Die Soziologen Niklas Creemers und Daniel Guagnin von der Technischen Universität Berlin haben die Rolle von Datenanalysen für Strafverfolgungsbehörden in Deutschland untersucht.
"Wenn Zusammenhänge erstmal vorhanden sind, dann werden sie wahrgenommen und überprüft. Und das ist spannend, weil sich dadurch was verändert. Selbst unverdächtige Dinge können einem verdächtig erscheinen, wenn man den richtigen Blick darauf wirft."
Und dieser Blick wird mehr und mehr von Algorithmen beeinflusst. Selbst dann, wenn ein Mensch das letzte Wort behält, die letzte Entscheidung zu verantworten hat: Er wird sie zunehmend aufgrund von Fakten getroffen haben, die ein Programm vorausgewählt hat und die als Ergebnis einer Datenanalyse ganz objektiv erscheinen. Aber:
"Letztlich sind Algorithmen in Maschinencode gegossene Vorurteile, die wir schon haben."
Jens Hälterlein: "In die Programmierung dieser Systeme gehen immer Normalitätsvorstellungen ein. Über Kriminalität und abweichendes Verhalten, normales Verhalten. Das können Vorstellungen sein, die ad hoc definiert werden. Aber auch Vorstellungen, die aus empirischen Daten extrahiert werden. Das ist aber auch nicht objektiv, weil diese Daten nie alle Kontexte, Situationen abbilden, sondern ein Datensatz immer ein Ausschnitt der Wirklichkeit ist."
Wie verhält man sich normalerweise im Park oder auf einem Bahnhof? Was unterscheidet einen Überfall von einer Umarmung oder einen Hilfe- von einem Freudenschrei? Anhand welcher Wörter und Wortverbindungen erkennt man valide, wie radikal jemand welche politische Überzeugung vertritt?
Scharloth: "Da gibt's viel zu wenig Forschung dazu.

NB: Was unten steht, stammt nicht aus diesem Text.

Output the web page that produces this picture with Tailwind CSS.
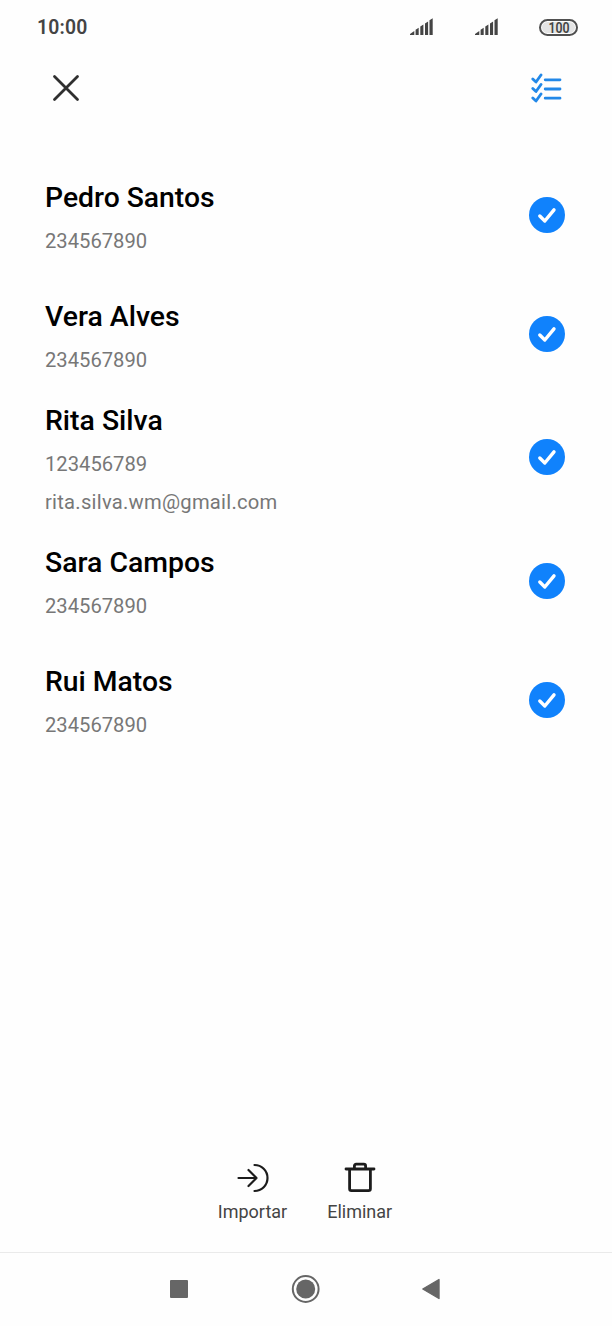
<!DOCTYPE html>
<html lang="pt">
<head>
<meta charset="utf-8">
<title>Contactos</title>
<script src="https://cdn.jsdelivr.net/npm/@tailwindcss/browser@4"></script>
</head>
<body class="bg-[#fefefe]">
<div class="flex h-[1326px] w-[612px] flex-col overflow-hidden bg-[#fefefe] font-[Roboto,sans-serif]">
  <header class="flex h-[54px] shrink-0 items-center pr-[34px] pl-[37px] text-[#444]">
    <span class="grow pt-[2px] text-[19.4px] leading-[54px] font-semibold tracking-[0.2px]">10:00</span>
    <svg class="mr-[41px]" width="24" height="18" viewBox="0 0 24 18" fill="#444"><path d="M1 17v-1L5.300 13V17zM6.600 17v-5.300l3.100-2V17zM11.300 17V8.500l3.100-2V17zM16 17V5.500l3.100-2V17zM20.500 17V2.300L23.700.3V17z"/></svg>
    <svg class="mr-[41px]" width="24" height="18" viewBox="0 0 24 18" fill="#444"><path d="M1 17v-1L5.300 13V17zM6.600 17v-5.300l3.100-2V17zM11.300 17V8.500l3.100-2V17zM16 17V5.500l3.100-2V17zM20.500 17V2.300L23.700.3V17z"/></svg>
    <div class="flex h-[17px] w-[39px] items-center justify-center rounded-full border-2 border-[#505050] p-px">
      <span class="flex h-full w-full items-center justify-center rounded-full bg-[#e4e4e4]"><span class="scale-x-[0.88] pt-[2px] text-[14px] leading-none font-semibold">100</span></span>
    </div>
  </header>
  <nav class="flex h-[101px] shrink-0 items-start justify-between pt-[18px] pr-[49px] pl-[52px]">
    <svg width="28" height="32" viewBox="0 0 28 32" fill="none" stroke="#2f2f2f" stroke-width="2.8" stroke-linecap="round"><path d="M2.500 4.500l23 23M25.500 4.500l-23 23"/></svg>
    <svg width="32" height="32" viewBox="0 0 32 32" fill="none" stroke="#2288e8" stroke-width="2.8" stroke-linecap="round" stroke-linejoin="round"><path d="M14.200 7.800H29M14.200 17H29M14.200 26.200H29"/><path d="M1.800 7l3.200 3 5-7M1.800 16.500l3.200 3 5-7M1.800 26l3.200 3 5-7"/></svg>
  </nav>
  <main class="flex grow flex-col text-[20.2px] leading-[38px] text-[#777]">
    <section class="flex h-[119px] items-center justify-between pr-[47px] pl-[45px]">
      <div class="h-full pt-[24px]"><h2 class="mb-[5px] text-[28.3px] font-medium text-black">Pedro Santos</h2><p>234567890</p></div>
      <svg width="36" height="36" viewBox="0 0 36 36" fill="none"><circle cx="18" cy="18" r="18" fill="#1082fc"/><path d="M10.800 19l5 5 9.200-11.200" stroke="#fff" stroke-width="3.400" stroke-linecap="round" stroke-linejoin="round"/></svg>
    </section>
    <section class="flex h-[119px] items-center justify-between pr-[47px] pl-[45px]">
      <div class="h-full pt-[24px]"><h2 class="mb-[5px] text-[28.4px] font-medium text-black">Vera Alves</h2><p>234567890</p></div>
      <svg width="36" height="36" viewBox="0 0 36 36" fill="none"><circle cx="18" cy="18" r="18" fill="#1082fc"/><path d="M10.800 19l5 5 9.200-11.200" stroke="#fff" stroke-width="3.400" stroke-linecap="round" stroke-linejoin="round"/></svg>
    </section>
    <section class="flex h-[128px] items-center justify-between pr-[47px] pl-[45px]">
      <div class="h-full pt-[9px]"><h2 class="mb-[5px] text-[28.4px] font-medium text-black">Rita Silva</h2><p>123456789</p><p class="tracking-[0.25px]">rita.silva.wm@gmail.com</p></div>
      <svg width="36" height="36" viewBox="0 0 36 36" fill="none"><circle cx="18" cy="18" r="18" fill="#1082fc"/><path d="M10.800 19l5 5 9.200-11.200" stroke="#fff" stroke-width="3.400" stroke-linecap="round" stroke-linejoin="round"/></svg>
    </section>
    <section class="flex h-[119px] items-center justify-between pr-[47px] pl-[45px]">
      <div class="h-full pt-[23px]"><h2 class="mb-[5px] text-[28.4px] font-medium text-black">Sara Campos</h2><p>234567890</p></div>
      <svg width="36" height="36" viewBox="0 0 36 36" fill="none"><circle cx="18" cy="18" r="18" fill="#1082fc"/><path d="M10.800 19l5 5 9.200-11.200" stroke="#fff" stroke-width="3.400" stroke-linecap="round" stroke-linejoin="round"/></svg>
    </section>
    <section class="flex h-[119px] items-center justify-between pr-[47px] pl-[45px]">
      <div class="h-full pt-[23px]"><h2 class="mb-[5px] text-[28.3px] font-medium text-black">Rui Matos</h2><p>234567890</p></div>
      <svg width="36" height="36" viewBox="0 0 36 36" fill="none"><circle cx="18" cy="18" r="18" fill="#1082fc"/><path d="M10.800 19l5 5 9.200-11.200" stroke="#fff" stroke-width="3.400" stroke-linecap="round" stroke-linejoin="round"/></svg>
    </section>
  </main>
  <div class="flex h-[92px] shrink-0 justify-center gap-[40px] pr-[2px] text-[18px] leading-[24px] text-[#444]">
    <div class="flex flex-col items-center"><svg class="mb-[6px]" width="34" height="34" viewBox="0 0 34 34" fill="none" stroke="#1c1c1c" stroke-width="2.2" stroke-linecap="round" stroke-linejoin="round"><path d="M2.500 18H20.500M12.500 10l8 8-8 8M18.500 5a13 13 0 0 1 0 26"/></svg><span>Importar</span></div>
    <div class="flex flex-col items-center"><svg class="mb-[6px]" width="34" height="34" viewBox="0 0 34 34" fill="none" stroke="#1c1c1c" stroke-width="2.8" stroke-linecap="round" stroke-linejoin="round"><path d="M3 9H31M6.600 9V28.800Q6.600 30.600 8.400 30.600H25.600Q27.400 30.600 27.400 28.800V9M11.400 9V6Q11.400 4.200 13.200 4.200H20.800Q22.600 4.200 22.600 6V9"/></svg><span>Eliminar</span></div>
  </div>
  <footer class="flex h-[74px] shrink-0 items-center border-t border-[#eaeaea] pb-px pl-[170px]">
    <svg width="18" height="18" viewBox="0 0 18 18"><rect width="18" height="18" rx="1" fill="#666"/></svg>
    <svg class="ml-[103px]" width="30" height="30" viewBox="0 0 30 30"><circle cx="14.700" cy="15" r="12.900" fill="none" stroke="#666" stroke-width="2"/><circle cx="14.700" cy="15" r="9.500" fill="#666"/></svg>
    <svg class="ml-[101px]" width="18" height="22" viewBox="0 0 18 22"><path d="M.8 11L17 1.500V20.500z" fill="#666" stroke="#666" stroke-width="1.400" stroke-linejoin="round"/></svg>
  </footer>
</div>
</body>
</html>
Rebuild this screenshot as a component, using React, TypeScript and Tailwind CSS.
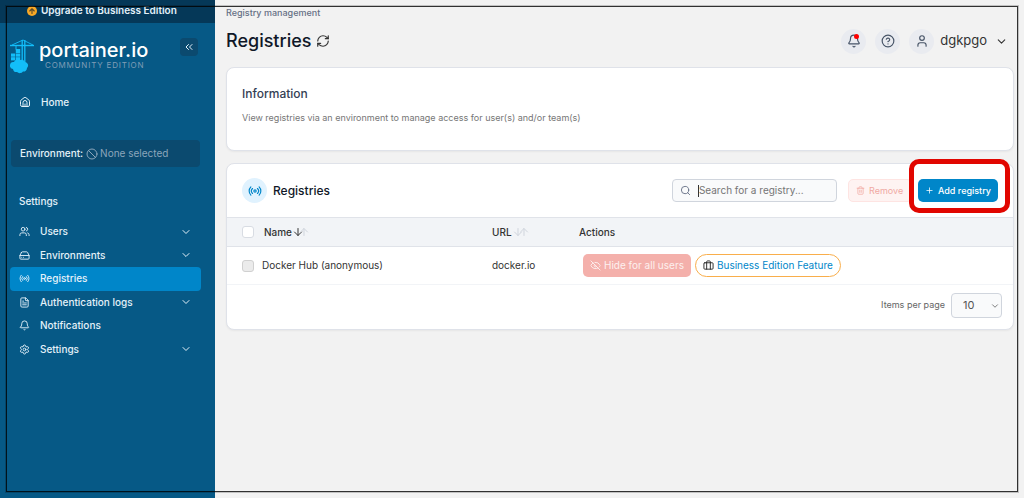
import React, { useState } from 'react';
import {
  ArrowDown,
  ArrowUp,
  Ban,
  Bell,
  Briefcase,
  ChevronDown,
  ChevronsLeft,
  CircleHelp,
  EyeOff,
  FileText,
  HardDrive,
  Plus,
  Radio,
  RefreshCw,
  Search,
  Settings,
  Trash2,
  User,
  Users,
  type LucideIcon,
} from 'lucide-react';

interface NavItem {
  label: string;
  icon: LucideIcon;
  expandable?: boolean;
  active?: boolean;
}

const navItems: NavItem[] = [
  { label: 'Users', icon: Users, expandable: true },
  { label: 'Environments', icon: HardDrive, expandable: true },
  { label: 'Registries', icon: Radio, active: true },
  { label: 'Authentication logs', icon: FileText, expandable: true },
  { label: 'Notifications', icon: Bell },
  { label: 'Settings', icon: Settings, expandable: true },
];

const HomeIcon = () => (
  <svg className="size-3" viewBox="0 0 24 24" fill="none" stroke="currentColor" strokeWidth="2" strokeLinecap="round" strokeLinejoin="round">
    <path d="M8 21v-8a4 4 0 0 1 8 0v8M12 16v5" />
    <path d="M3 10.500a3 3 0 0 1 1.200-2.400l6-4.700a3 3 0 0 1 3.600 0l6 4.700a3 3 0 0 1 1.200 2.400V18a3 3 0 0 1-3 3H6a3 3 0 0 1-3-3Z" />
  </svg>
);

const UpgradeIcon = () => (
  <svg className="size-[10px]" viewBox="0 0 20 20" fill="none" strokeLinecap="round" strokeLinejoin="round">
    <circle cx="10" cy="10" r="10" fill="#f9a825" />
    <path d="M10 15V6M5.500 10 10 5.500l4.500 4.500" stroke="#5b4a2a" strokeWidth="2.200" />
  </svg>
);

const CraneLogo = () => (
  <svg className="h-9 w-6 shrink-0" viewBox="0 0 24 36" fill="none" stroke="#13bef9">
    <path d="M0 7.500h24" strokeWidth="1.400" />
    <path d="M13 2 2 7M13 2l10 5" strokeWidth="0.900" />
    <path d="M12.200 2v24M14.800 2v28" strokeWidth="1.300" />
    <path d="M6 8v3.500" strokeWidth="1" />
    <g fill="#13bef9" stroke="none">
      <rect x="5.800" y="11" width="4.400" height="4" />
      <rect x="1" y="15.500" width="4.200" height="3.200" />
      <rect x="5.800" y="15.500" width="4.400" height="3.200" />
      <rect x="1" y="19.200" width="4.200" height="3.200" />
      <rect x="5.800" y="19.200" width="4.400" height="3.200" />
      <path d="M4 24a4 4 0 0 1 6-2 4 4 0 0 1 5 2 3.500 3.500 0 0 1 2 6 3.500 3.500 0 0 1-4 3.500 4 4 0 0 1-6 .5 3.500 3.500 0 0 1-4-3A3.500 3.500 0 0 1 4 24Z" />
    </g>
  </svg>
);

const Sidebar = () => (
  <aside className="w-[215px] shrink-0 bg-[#065986] text-[10px] font-medium text-[#e4f1f9]">
    <a href="#upgrade" className="flex h-[23px] items-center gap-1 bg-[#053858] pb-0.5 pl-[27px] font-semibold">
      <UpgradeIcon />
      Upgrade to Business Edition
    </a>

    <div className="flex items-start justify-between pt-[15px] pr-[17px] pl-[10px]">
      <div className="flex gap-[5px]">
        <CraneLogo />
        <div>
          <div className="text-xl leading-6 font-medium text-white">portainer.io</div>
          <div className="pl-1.5 text-[8px] leading-[6px] font-normal tracking-widest text-[#7f9db6]">COMMUNITY EDITION</div>
        </div>
      </div>
      <button aria-label="Collapse sidebar" className="flex size-[18px] items-center justify-center rounded bg-[#0b4a6f]">
        <ChevronsLeft className="size-3" />
      </button>
    </div>

    <a href="#home" className="mt-4 flex h-6 items-center gap-[10px] pl-[19px]">
      <HomeIcon />
      Home
    </a>

    <div className="mt-[26px] mr-[15px] ml-[11px] flex h-[27px] items-center rounded-sm bg-[#0b4a6f] pl-[9px]">
      Environment:
      <Ban className="mr-0.5 ml-[3px] size-3 text-[#8ba6bb]" />
      <span className="font-normal text-[#8ba6bb]">None selected</span>
    </div>

    <h2 className="mt-[26px] pl-[19px] leading-4">Settings</h2>
    <nav className="mt-[11px] mr-[14px] ml-[10px] grid h-[141px] grid-rows-6">
      {navItems.map(({ label, icon: Icon, expandable, active }) => (
        <a
          key={label}
          href="#nav"
          className={`flex items-center rounded px-[9px] ${active ? 'bg-[#0086c9]' : ''}`}
        >
          <Icon className="mr-[10px] size-[11px]" />
          <span className="flex-1">{label}</span>
          {expandable && <ChevronDown className="size-3" />}
        </a>
      ))}
    </nav>
  </aside>
);

const PageHeader = () => (
  <header className="pt-[7px]">
    <div className="text-[9px] leading-3 font-medium text-[#667085]">Registry management</div>
    <div className="flex items-center justify-between pt-2 pr-1.5">
      <div className="flex items-center gap-1">
        <h1 className="text-lg leading-7 font-medium text-[#101828]">Registries</h1>
        <button aria-label="Refresh">
          <RefreshCw className="size-[14px] text-[#333333]" />
        </button>
      </div>
      <div className="flex items-center gap-[9px] text-[#475467]">
        <button aria-label="Notifications" className="relative flex size-[25px] items-center justify-center rounded-full bg-[#e9ebf0]">
          <Bell className="size-[14px]" />
          <span className="absolute top-[5px] right-[7px] size-[5px] rounded-full bg-[#ff0000]" />
        </button>
        <button aria-label="Help" className="flex size-[25px] items-center justify-center rounded-full bg-[#e9ebf0]">
          <CircleHelp className="size-[14px]" />
        </button>
        <button className="flex items-center text-[13px] text-[#333333]">
          <span className="mr-1.5 flex size-[25px] items-center justify-center rounded-full bg-[#e9ebf0] text-[#475467]">
            <User className="size-[14px]" />
          </span>
          dgkpgo
          <ChevronDown className="ml-2 size-[13px]" />
        </button>
      </div>
    </div>
  </header>
);

const RegistriesCard = () => {
  const [search, setSearch] = useState('');

  return (
    <section className="mt-3 rounded-lg border border-[#dfe2e9] bg-white pb-1 shadow-xs">
      <div className="flex h-[53px] items-center px-[15px]">
        <span className="flex size-[25px] items-center justify-center rounded-full bg-[#e0f2fe] text-[#0086c9]">
          <Radio className="size-[14px]" />
        </span>
        <h2 className="ml-1.5 flex-1 text-xs font-medium text-[#101828]">Registries</h2>
        <label className="flex h-[23px] w-[165px] items-center rounded-[4px] border border-[#d0d5dd] bg-[#f9fafb] pl-[7px]">
          <Search className="size-[11px] shrink-0 text-[#667085]" />
          <span className="ml-[7px] h-3 w-px bg-[#333333]" />
          <input
            aria-label="Search for a registry"
            value={search}
            onChange={(e) => setSearch(e.target.value)}
            placeholder="Search for a registry..."
            className="w-full min-w-0 bg-transparent text-[10px] text-[#333333] outline-none placeholder:text-[#757575]"
          />
        </label>
        <button disabled className="ml-[11px] flex h-[23px] w-16 items-center gap-1 rounded-[5px] border border-[#fee4e2] bg-[#fef3f2] pl-[7px] text-[9px] text-[#f0a9a3]">
          <Trash2 className="size-[9px]" />
          Remove
        </button>
        <div className="relative ml-1.5">
          <button className="flex h-[23px] w-20 items-center justify-center gap-1 rounded-[5px] bg-[#0086c9] text-[9px] font-medium text-white">
            <Plus className="size-[9px]" />
            Add registry
          </button>
          <span className="pointer-events-none absolute -top-5 -right-3 -bottom-[11px] -left-[9px] rounded-[10px] border-[5px] border-[#e10600]" />
        </div>
      </div>

      <table className="w-full table-fixed text-left text-[10px] text-[#333333]">
        <colgroup>
          <col className="w-[35px]" />
          <col className="w-[230px]" />
          <col className="w-[87px]" />
          <col />
        </colgroup>
        <thead>
          <tr className="h-[29px] border-y border-[#e0e3e9] bg-[#f2f4f7]">
            <th className="pl-[15px]">
              <input type="checkbox" aria-label="Select all" className="block size-3 appearance-none rounded-[3px] border border-[#d8dce3] bg-white" />
            </th>
            <th className="pl-0.5 font-medium">
              <button className="flex items-center">
                Name
                <ArrowDown className="size-3" />
                <ArrowUp className="-ml-1.5 size-3 text-[#d0d5dd]" />
              </button>
            </th>
            <th className="font-medium">
              <button className="flex items-center">
                URL
                <ArrowDown className="size-3 text-[#d0d5dd]" />
                <ArrowUp className="-ml-1.5 size-3 text-[#d0d5dd]" />
              </button>
            </th>
            <th className="font-medium">Actions</th>
          </tr>
        </thead>
        <tbody>
          <tr className="h-[38px] border-b border-[#f2f4f7]">
            <td className="pl-[15px]">
              <input type="checkbox" disabled aria-label="Select Docker Hub" className="block size-3 appearance-none rounded-[3px] border border-[#d0d0d0] bg-[#ebebeb]" />
            </td>
            <td>Docker Hub (anonymous)</td>
            <td>docker.io</td>
            <td>
              <div className="flex items-center gap-1 pl-1">
                <button disabled className="flex h-[23px] items-center gap-[3px] rounded-[5px] bg-[#f4b0ab] px-[7px] text-[#fdf0ef]">
                  <EyeOff className="size-[11px]" />
                  Hide for all users
                </button>
                <a href="#business" className="flex h-[23px] items-center gap-[3px] rounded-full border border-[#f9ae4b] px-[7px] text-[#0086c9]">
                  <Briefcase className="size-[11px] text-[#222222]" />
                  Business Edition Feature
                </a>
              </div>
            </td>
          </tr>
        </tbody>
      </table>

      <div className="flex h-10 items-center justify-end gap-1.5 pr-[11px] text-[#666666]">
        <label htmlFor="page-size" className="text-[9px]">Items per page</label>
        <div className="relative">
          <select id="page-size" defaultValue="10" className="block h-[25px] w-[51px] appearance-none rounded-[4px] border border-[#d0d5dd] bg-[#f9fafb] pl-[11px] text-[11px] text-[#555555]">
            <option>10</option>
            <option>25</option>
            <option>50</option>
          </select>
          <ChevronDown className="pointer-events-none absolute top-2 right-0.5 size-[10px]" />
        </div>
      </div>
    </section>
  );
};

const App: React.FC = () => (
  <div className="flex min-h-screen bg-[#f2f2f2] font-['Inter',sans-serif]">
    <Sidebar />
    <main className="min-w-0 flex-1 pr-[10px] pl-[11px]">
      <PageHeader />
      <section className="mt-3 min-h-[84px] rounded-lg border border-[#dfe2e9] bg-white px-[15px] pt-[18px] shadow-xs">
        <h2 className="text-xs leading-4 font-medium text-[#344054]">Information</h2>
        <p className="mt-2 text-[9px] leading-4 text-[#767676]">
          View registries via an environment to manage access for user(s) and/or team(s)
        </p>
      </section>
      <RegistriesCard />
    </main>
    <div className="pointer-events-none fixed inset-1.5 border border-black/80 ring-1 ring-black/20" />
  </div>
);

export default App;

Weil es ist viel bequemer zu sagen: Wir haben große Datenmengen und wir finden darin Muster. ..Es gibt noch keine Forschungsethik von social big data. Aber: sobald Strafregime dahinter stecken, die Rechte einschränken können, wenn Identitäten zugeschrieben werden, auf der Basis von solchen Analysen, dann muss man sich schon fragen: was ist erlaubt, was ist nicht erlaubt, wann kann man eine Aussage machen, wann kann man keine Aussage machen."
Polizisten sollten sich dessen bewusst sein. Wissenschaftler und Programmierer auch. Denn sie werden in Zukunft zum erweiterten Kreis der Ermittler gehören.